Mr Archdale Parkhill - Ministerial responsibility has ceased if the Government is so dependent on committees.


Mr GREGORY - Docs the honorable member think it advisable to leave these matters entirely to the judgment of public officials? In the early inquiries into automatic telephone exchanges the committee sought evidence from representatives of manufacturers throughout the world, and insisted that specifications should require that all parts be interchangeable, so that if any extension of the work were found necessary in the future the Government would not be at the mercy of the original contractor, who had installed patent appliances which he alone could supply. For instance, if a contract for the erection of a telephone exchange for 10,000 subscribers were let to one manufacturer, and its extension to 30,000 lines subsequently became necessary, the whole contract would not be in the hands of that firm. These matters were given great attention by the committee.
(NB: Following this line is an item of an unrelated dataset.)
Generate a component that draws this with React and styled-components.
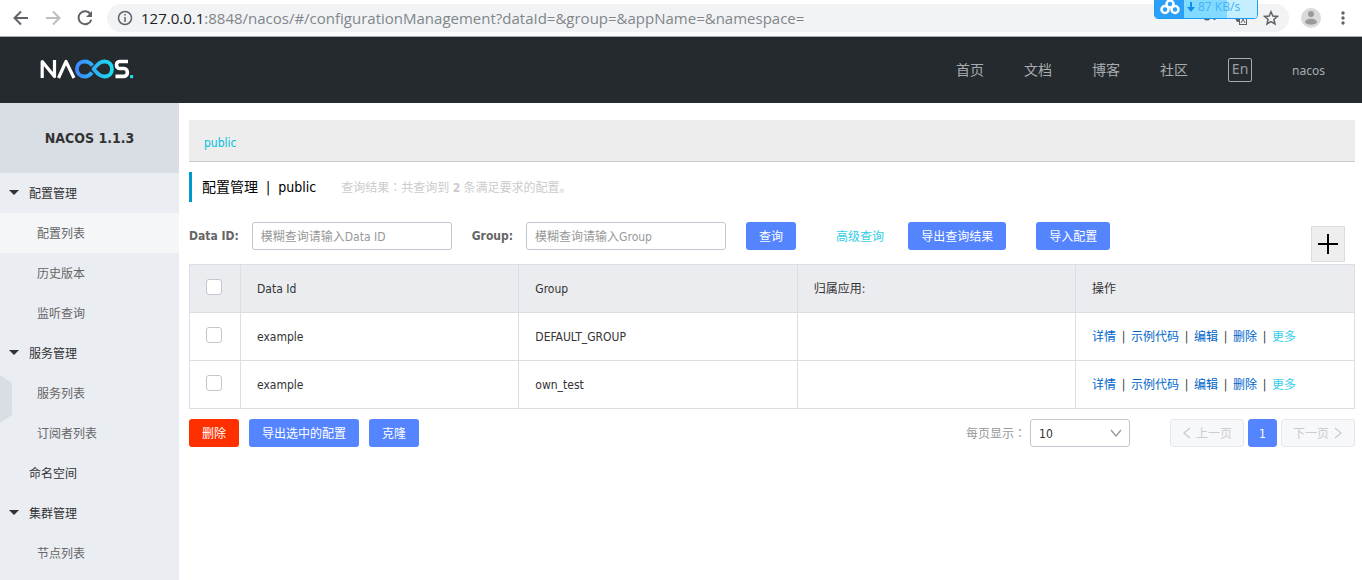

I have received repeated assurances, particularly from the Works Department, of the appreciation of the work of the committee, more particularly in respect of outside evidence, which has been very helpful and not in the least detrimental to Commonwealth departments.


Mr Beasley - What happened with respect to telephonic communication with Tasmania?


Mr GREGORY - I know nothing about that. I feel quite satisfied that if the act were now repealed, within a few years, when we start to carry out public works, a keen demand would arise for an investigating committee of this sort. The Public Works Committee has, in the past, done good work, and saved the Commonwealth hundreds of thousands of pounds. Its value is fully appreciated by the various departments, and we shall be making a big mistake if we repeal the act entirely.